Bremen (epd). Die evangelische Kirche berät bei ihrer Jahrestagung erneut über den Umgang mit Missbrauch in den eigenen Reihen. Am Sonntag zog der scheidende Ratsvorsitzende der Evangelischen Kirche in Deutschland (EKD), Heinrich Bedford-Strohm, vor der digital tagenden Synode eine selbstkritische Bilanz der bisherigen Bemühungen. „Wir sind noch nicht so weit gekommen, wie wir wollten“, sagte der bayerische Landesbischof in Bremen. Die Präses der EKD-Synode, Anna-Nicole Heinrich, sagte, es sei eine „entscheidende Zukunftsaufgabe, dass Menschen vor sexualisierter Gewalt geschützt werden“. Dazu gehöre auch eine ehrliche und transparente Aufarbeitung der Vergangenheit.
Die evangelische Kirche hatte 2018 einen Maßnahmenplan zur Aufarbeitung und Prävention sexualisierter Gewalt verabschiedet, der unter anderem eine Beteiligung Betroffener vorsieht. Im Frühjahr wurde der zwischenzeitlich gegründete Betroffenenbeirat der EKD nach Auseinandersetzungen bereits wieder ausgesetzt. Die Gründe für das Scheitern sollen nun in einer externen Expertise untersucht werden, hieß es am Sonntag.
Parallel zum Eröffnungsgottesdienst, mit dem am Sonntag die Synode begann, hatten Betroffene von Missbrauch in der evangelischen Kirche zu einer Online-Pressekonferenz eingeladen. Sie kritisierten den Stand der Aufarbeitung. Für Betroffene habe sich in den vergangenen Jahren nichts oder nur wenig geändert, sagte Katharina Kracht, die dem Betroffenenbeirat der EKD angehörte. Kracht und weitere Betroffene zeigten sich auch nicht überzeugt von der nun eingeleiteten Untersuchung zum Scheitern der Betroffenenbeteiligung. Die damit befasste Expertin könne beispielsweise aus Sicht der Betroffenen keinerlei Fachlichkeit im Bereich sexualisierter Gewalt aufweisen.

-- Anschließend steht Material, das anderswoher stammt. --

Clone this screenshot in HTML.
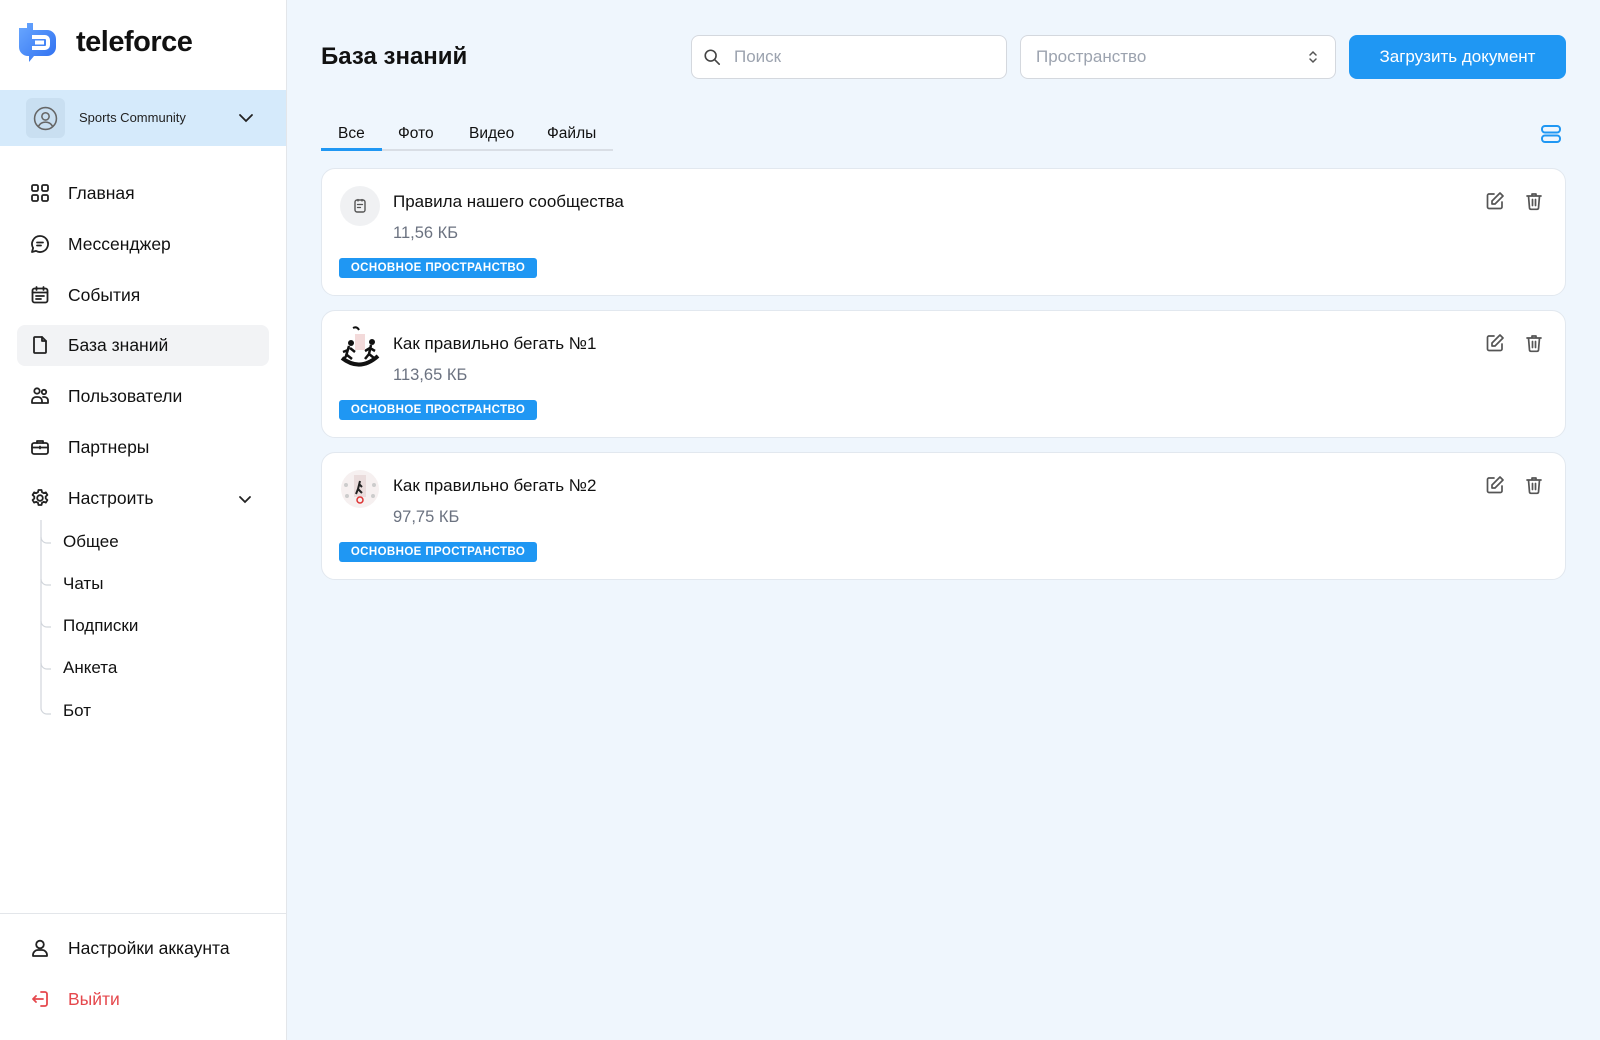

In seinem letzten Bericht als Ratsvorsitzender blickte der 61-jährige Bedford-Strohm auch auf andere Themen seiner siebenjährigen Amtszeit zurück, darunter den kirchlichen Reformprozess angesichts des Mitgliederverlusts und das kirchliche Engagement für Flüchtlinge. Angesichts der laufenden Weltklimakonferenz im schottischen Glasgow sagte Bedford-Strohm: „Wir haben hoffentlich verstanden, dass es um konkrete Menschenleben geht, die wir in der Zukunft opfern, wenn uns die notwendigen Maßnahmen zur Begrenzung des Klimawandels heute zu teuer sind.“
Die Synode berät bis Mittwoch digital, weil ein Teilnehmer einer vorbereitenden Gremiensitzung positiv auf das Coronavirus getestet worden war. Am Dienstag und Mittwoch werden der Rat der EKD als Leitungsgremium neu gewählt und der Ratsvorsitz neu vergeben. Bedford-Strohm stellt sich nach sieben Jahren an der EKD-Spitze nicht erneut zur Wahl. Am Montagnachmittag sollen die 128 Synodalen über die Aufarbeitung sexualisierter Gewalt beraten, auch Betroffene sollen zu Wort kommen. Derzeit sind 942 Fälle von sexualisierter Gewalt im Bereich der EKD bekannt.
Im Frühjahr wurde die 25-jährige Anna-Nicole Heinrich zur Präses der Synode gewählt. Sie leitet damit nun erstmals eine reguläre Sitzung des Kirchenparlaments, das unter anderem auch über den Haushalt der EKD entscheidet. In ihrem Bericht vor der Synode rief Heinrich ausgehend von einer Präses-Tour, die sie im Sommer unternahm, zum Mut zu Veränderungen auf. Man müsse auch außerhalb von Kirchenmauern nach Impulsen suchen. „Vertrauen, Offenheit und ein Ortswechsel lohnen sich“, sagte sie.